▶ [The request] Your answer should be a single number: the count of lines that hold the word "React".

▶ [Records provided]
•••
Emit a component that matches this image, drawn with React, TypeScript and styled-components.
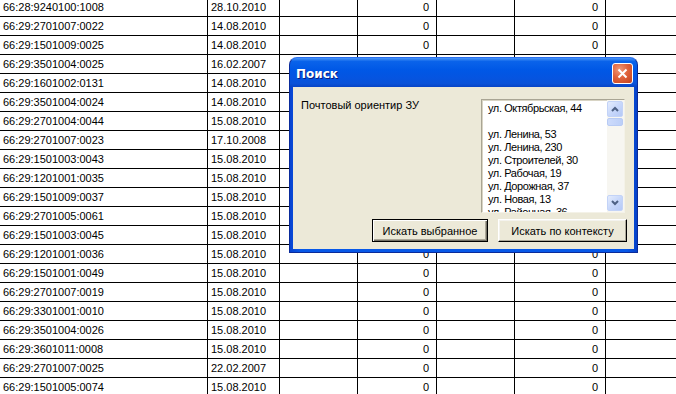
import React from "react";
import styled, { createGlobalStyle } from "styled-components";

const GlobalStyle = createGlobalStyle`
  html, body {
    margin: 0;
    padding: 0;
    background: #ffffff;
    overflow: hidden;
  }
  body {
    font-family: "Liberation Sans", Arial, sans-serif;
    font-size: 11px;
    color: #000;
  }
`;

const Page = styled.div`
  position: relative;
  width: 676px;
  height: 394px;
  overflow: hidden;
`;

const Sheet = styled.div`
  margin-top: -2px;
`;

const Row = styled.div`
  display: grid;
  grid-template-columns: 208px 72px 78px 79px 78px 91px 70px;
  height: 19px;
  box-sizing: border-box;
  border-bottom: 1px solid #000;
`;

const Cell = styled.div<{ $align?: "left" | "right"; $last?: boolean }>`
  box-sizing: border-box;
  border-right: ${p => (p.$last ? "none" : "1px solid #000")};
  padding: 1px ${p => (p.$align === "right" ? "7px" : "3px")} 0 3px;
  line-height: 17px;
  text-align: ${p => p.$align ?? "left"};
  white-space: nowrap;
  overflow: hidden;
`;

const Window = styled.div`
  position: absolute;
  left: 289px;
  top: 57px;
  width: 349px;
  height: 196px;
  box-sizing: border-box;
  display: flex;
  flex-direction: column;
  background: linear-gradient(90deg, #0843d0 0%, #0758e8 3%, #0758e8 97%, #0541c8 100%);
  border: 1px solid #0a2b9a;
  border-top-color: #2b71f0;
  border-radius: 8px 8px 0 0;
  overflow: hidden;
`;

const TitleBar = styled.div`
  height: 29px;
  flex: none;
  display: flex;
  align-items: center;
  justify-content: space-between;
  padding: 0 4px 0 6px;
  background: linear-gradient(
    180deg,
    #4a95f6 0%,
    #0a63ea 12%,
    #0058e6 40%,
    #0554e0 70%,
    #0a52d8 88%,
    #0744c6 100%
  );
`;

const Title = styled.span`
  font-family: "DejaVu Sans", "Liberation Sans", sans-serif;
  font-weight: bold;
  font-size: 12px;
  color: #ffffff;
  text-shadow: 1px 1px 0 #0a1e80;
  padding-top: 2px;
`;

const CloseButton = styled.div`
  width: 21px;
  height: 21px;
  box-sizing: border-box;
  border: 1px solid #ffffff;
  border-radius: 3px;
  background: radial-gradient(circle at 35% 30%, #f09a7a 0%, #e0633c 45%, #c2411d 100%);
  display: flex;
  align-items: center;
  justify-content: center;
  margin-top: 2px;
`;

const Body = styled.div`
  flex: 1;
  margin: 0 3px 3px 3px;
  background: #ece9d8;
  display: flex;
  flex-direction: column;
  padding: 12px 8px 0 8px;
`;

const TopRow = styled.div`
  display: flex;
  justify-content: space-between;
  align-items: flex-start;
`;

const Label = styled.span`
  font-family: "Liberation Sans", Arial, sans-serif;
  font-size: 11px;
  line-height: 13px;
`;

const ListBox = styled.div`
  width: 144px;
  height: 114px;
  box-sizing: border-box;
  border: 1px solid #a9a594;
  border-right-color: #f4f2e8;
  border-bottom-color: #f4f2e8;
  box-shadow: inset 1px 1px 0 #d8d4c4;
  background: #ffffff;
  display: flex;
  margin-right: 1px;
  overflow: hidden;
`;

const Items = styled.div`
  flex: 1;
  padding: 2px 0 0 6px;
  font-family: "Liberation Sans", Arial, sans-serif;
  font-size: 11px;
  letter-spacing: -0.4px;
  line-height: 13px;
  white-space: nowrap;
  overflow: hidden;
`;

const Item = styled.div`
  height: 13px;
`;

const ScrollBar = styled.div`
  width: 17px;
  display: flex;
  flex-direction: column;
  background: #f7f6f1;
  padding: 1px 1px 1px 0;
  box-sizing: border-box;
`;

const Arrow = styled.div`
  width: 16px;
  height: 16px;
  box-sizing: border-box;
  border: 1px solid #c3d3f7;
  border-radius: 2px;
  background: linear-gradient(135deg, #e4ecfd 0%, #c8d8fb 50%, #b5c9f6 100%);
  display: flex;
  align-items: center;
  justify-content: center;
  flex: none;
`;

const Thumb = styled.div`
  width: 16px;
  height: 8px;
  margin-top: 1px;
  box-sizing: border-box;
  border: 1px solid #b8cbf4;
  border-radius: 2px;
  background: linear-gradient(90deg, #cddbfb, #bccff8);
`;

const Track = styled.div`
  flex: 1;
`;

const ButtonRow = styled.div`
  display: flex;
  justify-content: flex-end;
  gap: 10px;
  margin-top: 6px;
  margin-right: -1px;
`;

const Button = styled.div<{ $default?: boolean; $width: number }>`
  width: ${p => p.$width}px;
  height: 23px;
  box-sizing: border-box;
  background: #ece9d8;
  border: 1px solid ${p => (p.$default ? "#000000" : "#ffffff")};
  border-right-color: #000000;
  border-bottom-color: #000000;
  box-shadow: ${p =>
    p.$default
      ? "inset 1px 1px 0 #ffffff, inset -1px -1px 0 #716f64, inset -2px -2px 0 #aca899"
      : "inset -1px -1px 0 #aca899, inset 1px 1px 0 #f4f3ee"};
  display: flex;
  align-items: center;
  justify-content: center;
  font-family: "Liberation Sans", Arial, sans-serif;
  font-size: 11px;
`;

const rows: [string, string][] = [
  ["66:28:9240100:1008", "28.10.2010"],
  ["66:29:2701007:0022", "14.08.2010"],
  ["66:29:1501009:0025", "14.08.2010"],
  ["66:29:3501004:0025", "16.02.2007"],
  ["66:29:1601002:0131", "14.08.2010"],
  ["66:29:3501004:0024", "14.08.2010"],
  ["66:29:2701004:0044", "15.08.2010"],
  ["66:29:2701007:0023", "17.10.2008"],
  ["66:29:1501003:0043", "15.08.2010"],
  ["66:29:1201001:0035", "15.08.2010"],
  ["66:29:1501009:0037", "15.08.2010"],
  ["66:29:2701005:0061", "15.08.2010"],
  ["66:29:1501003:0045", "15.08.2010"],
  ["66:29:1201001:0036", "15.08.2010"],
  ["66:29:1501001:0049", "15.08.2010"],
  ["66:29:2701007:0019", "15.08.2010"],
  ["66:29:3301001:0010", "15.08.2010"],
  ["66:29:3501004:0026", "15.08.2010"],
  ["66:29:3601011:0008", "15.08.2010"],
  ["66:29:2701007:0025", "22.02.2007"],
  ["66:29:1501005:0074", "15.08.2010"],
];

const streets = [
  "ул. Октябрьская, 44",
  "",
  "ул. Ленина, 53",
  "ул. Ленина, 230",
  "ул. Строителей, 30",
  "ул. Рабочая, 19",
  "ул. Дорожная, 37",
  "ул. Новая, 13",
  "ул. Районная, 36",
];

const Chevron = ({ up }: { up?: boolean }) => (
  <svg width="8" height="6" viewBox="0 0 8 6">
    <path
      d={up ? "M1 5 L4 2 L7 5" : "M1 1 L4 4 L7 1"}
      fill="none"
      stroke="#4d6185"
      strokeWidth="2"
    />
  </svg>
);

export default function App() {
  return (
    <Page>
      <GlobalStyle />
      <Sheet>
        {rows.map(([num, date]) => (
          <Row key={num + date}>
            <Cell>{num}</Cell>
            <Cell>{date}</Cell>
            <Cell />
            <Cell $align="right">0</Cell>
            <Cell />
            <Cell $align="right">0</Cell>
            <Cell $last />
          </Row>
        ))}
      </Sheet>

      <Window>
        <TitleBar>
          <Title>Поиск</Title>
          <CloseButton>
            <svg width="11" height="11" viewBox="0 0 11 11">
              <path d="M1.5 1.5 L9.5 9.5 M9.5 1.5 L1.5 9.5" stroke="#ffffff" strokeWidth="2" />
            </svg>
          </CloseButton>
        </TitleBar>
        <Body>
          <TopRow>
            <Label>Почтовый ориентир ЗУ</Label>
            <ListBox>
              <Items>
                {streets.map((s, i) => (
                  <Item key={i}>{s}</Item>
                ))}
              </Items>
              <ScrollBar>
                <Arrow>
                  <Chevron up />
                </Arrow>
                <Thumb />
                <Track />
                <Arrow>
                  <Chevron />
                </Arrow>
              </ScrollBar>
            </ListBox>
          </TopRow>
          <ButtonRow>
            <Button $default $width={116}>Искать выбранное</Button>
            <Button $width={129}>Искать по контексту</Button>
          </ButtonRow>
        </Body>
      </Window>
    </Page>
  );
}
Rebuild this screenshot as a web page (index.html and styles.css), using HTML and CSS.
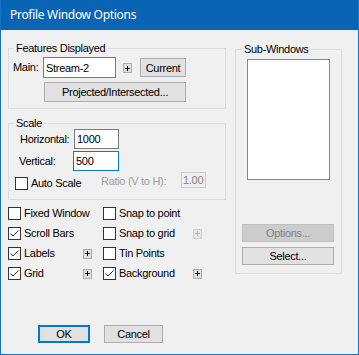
•••
▶ [Finished answer] 2